[Task requirements] Please quote exactly the opening lines of the data, from the first line to the one where "MdMoreVert, MdRefresh, MdStarBorder" appears.

[Dataset excerpt]
>> begin

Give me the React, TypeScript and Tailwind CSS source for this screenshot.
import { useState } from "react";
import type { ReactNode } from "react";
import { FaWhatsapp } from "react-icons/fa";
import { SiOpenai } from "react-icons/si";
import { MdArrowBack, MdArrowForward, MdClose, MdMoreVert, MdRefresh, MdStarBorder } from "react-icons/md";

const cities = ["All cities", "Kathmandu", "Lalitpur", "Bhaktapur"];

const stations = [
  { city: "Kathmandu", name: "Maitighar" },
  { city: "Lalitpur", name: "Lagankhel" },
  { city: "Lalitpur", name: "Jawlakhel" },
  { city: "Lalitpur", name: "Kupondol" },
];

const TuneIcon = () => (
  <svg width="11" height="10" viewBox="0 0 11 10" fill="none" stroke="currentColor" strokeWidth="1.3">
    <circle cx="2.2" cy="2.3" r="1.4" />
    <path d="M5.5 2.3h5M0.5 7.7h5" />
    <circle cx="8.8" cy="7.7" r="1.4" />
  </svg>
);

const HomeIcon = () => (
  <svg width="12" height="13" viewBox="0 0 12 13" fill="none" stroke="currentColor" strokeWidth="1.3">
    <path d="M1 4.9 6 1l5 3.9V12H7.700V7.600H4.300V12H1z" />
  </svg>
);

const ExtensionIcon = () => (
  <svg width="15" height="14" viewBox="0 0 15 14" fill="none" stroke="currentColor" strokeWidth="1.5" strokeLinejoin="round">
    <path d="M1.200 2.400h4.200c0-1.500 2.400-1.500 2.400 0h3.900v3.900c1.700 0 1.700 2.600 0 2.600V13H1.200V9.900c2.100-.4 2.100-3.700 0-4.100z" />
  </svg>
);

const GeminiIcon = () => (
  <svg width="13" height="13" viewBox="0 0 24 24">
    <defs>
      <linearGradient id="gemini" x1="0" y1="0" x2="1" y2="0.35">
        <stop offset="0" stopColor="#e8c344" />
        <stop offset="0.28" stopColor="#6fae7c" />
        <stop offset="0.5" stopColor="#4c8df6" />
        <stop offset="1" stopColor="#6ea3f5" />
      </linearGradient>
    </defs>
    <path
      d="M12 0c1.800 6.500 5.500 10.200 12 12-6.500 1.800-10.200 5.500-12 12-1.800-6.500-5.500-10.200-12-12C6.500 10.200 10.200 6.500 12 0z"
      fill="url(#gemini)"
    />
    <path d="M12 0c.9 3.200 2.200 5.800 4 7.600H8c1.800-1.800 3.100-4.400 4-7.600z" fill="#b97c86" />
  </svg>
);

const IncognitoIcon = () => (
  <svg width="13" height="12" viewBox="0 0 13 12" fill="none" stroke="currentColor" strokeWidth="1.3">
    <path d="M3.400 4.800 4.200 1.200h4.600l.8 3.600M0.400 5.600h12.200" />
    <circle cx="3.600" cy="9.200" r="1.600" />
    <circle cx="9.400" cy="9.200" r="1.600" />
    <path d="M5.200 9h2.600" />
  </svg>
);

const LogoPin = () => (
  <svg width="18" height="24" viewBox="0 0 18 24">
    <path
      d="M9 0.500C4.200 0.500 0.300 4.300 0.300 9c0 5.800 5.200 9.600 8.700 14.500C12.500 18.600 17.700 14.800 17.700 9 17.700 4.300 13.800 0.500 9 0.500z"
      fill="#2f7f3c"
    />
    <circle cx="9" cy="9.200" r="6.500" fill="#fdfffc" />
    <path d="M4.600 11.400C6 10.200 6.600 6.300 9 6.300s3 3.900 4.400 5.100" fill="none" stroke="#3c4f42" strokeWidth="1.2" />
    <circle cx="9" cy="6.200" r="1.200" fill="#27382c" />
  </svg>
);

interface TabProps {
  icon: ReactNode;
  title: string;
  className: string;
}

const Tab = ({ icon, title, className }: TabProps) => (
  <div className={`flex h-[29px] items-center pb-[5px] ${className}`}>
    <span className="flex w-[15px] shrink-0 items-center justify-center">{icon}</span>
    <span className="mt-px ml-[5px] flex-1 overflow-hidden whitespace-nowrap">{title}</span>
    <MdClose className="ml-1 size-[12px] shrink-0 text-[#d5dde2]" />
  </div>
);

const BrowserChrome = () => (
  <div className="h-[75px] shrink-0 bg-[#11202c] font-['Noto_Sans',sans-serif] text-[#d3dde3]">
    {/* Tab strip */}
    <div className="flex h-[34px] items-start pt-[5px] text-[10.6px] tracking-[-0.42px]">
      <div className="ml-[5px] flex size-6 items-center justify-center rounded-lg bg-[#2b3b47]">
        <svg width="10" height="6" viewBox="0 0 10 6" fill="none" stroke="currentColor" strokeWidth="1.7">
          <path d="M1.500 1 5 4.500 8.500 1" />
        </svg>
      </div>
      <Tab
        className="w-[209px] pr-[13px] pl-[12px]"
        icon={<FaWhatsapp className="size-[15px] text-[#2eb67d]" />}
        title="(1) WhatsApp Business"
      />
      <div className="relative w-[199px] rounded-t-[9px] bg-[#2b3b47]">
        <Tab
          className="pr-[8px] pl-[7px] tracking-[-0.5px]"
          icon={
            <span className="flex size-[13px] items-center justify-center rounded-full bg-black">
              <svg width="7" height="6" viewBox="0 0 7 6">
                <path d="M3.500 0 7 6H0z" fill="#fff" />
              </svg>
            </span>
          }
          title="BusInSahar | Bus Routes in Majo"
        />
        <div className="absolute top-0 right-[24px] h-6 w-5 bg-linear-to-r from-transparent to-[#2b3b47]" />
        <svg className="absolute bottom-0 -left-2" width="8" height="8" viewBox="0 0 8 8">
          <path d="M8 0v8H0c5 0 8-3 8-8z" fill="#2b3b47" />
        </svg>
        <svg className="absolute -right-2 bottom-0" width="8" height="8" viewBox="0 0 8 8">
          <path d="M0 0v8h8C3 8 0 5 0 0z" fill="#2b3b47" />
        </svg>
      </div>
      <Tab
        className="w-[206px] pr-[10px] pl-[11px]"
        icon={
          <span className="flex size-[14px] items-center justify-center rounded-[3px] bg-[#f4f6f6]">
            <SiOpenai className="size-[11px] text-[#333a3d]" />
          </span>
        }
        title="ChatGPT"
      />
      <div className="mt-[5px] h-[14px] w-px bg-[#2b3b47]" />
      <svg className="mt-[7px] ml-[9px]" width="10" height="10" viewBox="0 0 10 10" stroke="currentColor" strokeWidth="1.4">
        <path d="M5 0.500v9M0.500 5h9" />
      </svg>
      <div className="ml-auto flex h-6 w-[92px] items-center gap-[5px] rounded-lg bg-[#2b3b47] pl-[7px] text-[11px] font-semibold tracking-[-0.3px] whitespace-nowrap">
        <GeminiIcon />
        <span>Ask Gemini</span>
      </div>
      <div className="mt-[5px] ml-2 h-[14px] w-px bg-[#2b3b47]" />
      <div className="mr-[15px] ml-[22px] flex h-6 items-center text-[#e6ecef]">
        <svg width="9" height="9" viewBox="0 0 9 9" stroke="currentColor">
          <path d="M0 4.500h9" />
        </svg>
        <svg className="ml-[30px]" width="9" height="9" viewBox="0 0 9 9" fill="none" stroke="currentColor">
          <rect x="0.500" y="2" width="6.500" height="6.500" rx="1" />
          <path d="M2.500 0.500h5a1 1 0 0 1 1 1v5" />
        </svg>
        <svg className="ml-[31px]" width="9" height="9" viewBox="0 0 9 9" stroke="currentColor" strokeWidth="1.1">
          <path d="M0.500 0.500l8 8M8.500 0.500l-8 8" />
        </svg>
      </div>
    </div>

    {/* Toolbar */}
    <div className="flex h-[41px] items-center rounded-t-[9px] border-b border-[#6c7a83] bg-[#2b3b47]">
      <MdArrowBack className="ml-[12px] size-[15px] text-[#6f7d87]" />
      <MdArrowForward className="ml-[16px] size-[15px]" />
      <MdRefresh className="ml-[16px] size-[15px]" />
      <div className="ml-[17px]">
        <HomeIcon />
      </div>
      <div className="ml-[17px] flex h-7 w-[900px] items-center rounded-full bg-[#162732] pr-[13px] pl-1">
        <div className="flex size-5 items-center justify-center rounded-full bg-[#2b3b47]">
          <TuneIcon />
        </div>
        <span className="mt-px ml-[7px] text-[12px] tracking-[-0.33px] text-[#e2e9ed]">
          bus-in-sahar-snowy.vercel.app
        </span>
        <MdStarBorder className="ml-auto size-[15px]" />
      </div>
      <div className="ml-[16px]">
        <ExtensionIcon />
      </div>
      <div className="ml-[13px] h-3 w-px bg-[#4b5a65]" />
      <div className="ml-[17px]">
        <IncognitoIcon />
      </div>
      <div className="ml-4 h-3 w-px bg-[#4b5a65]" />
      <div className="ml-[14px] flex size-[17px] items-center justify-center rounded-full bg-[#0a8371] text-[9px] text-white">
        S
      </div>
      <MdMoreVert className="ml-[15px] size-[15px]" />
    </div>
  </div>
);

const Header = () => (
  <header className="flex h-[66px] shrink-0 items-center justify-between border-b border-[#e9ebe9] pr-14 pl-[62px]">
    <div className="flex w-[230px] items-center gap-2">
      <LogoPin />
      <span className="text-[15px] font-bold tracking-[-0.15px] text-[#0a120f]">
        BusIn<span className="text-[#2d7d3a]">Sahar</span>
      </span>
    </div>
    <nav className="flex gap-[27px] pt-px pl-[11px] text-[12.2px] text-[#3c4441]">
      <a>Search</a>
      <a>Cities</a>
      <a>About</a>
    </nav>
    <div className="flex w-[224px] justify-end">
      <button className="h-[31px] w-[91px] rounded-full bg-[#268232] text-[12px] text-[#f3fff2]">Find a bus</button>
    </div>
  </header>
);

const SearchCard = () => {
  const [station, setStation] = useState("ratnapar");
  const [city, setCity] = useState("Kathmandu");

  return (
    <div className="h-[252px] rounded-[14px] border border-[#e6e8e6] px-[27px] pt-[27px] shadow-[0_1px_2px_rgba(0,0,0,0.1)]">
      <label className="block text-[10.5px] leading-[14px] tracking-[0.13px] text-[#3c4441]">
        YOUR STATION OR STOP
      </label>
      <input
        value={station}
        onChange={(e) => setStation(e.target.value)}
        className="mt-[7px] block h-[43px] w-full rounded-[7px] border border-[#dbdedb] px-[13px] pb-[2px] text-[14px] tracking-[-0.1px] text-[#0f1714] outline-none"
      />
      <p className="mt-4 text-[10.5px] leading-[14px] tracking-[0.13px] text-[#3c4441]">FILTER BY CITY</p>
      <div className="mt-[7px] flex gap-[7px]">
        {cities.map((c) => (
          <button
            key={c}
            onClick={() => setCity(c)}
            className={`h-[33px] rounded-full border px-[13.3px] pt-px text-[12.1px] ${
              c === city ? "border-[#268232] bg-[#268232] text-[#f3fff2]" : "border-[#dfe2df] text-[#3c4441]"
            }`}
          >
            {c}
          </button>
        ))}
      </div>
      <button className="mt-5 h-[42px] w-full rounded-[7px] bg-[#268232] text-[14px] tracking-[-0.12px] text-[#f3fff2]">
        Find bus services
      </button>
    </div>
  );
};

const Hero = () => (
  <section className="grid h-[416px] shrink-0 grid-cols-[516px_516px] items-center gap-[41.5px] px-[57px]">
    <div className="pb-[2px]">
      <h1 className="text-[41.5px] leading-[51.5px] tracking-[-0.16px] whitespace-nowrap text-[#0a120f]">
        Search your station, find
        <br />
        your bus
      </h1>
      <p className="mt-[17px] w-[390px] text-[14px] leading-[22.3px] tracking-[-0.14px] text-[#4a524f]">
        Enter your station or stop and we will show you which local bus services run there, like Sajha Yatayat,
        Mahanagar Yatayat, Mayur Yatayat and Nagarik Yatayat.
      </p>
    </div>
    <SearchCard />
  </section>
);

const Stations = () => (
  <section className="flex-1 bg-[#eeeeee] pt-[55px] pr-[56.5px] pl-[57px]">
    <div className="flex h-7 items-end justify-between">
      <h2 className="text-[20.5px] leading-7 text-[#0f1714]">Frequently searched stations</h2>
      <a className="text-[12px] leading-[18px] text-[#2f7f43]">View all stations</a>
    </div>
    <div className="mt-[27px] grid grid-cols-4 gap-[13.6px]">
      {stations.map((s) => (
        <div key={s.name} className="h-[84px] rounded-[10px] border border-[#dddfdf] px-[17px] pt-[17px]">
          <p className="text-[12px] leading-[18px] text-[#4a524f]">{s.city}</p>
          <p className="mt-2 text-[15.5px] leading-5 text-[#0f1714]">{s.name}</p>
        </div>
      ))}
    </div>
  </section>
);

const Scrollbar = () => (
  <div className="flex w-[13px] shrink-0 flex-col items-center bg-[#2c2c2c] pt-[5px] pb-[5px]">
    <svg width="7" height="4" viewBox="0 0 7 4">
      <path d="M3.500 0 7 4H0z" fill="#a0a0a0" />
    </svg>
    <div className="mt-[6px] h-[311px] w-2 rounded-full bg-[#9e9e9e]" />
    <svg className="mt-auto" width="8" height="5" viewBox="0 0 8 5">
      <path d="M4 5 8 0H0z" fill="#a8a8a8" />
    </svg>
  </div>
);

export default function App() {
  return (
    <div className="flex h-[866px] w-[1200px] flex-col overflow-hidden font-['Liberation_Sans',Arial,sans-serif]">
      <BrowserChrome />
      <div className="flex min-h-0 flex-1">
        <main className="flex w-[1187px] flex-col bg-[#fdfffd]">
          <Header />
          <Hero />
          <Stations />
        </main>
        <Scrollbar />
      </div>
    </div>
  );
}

>> end

[Result of this exercise]
Give me the React, TypeScript and Tailwind CSS source for this screenshot.
import { useState } from "react";
import type { ReactNode } from "react";
import { FaWhatsapp } from "react-icons/fa";
import { SiOpenai } from "react-icons/si";
import { MdArrowBack, MdArrowForward, MdClose, MdMoreVert, MdRefresh, MdStarBorder } from "react-icons/md";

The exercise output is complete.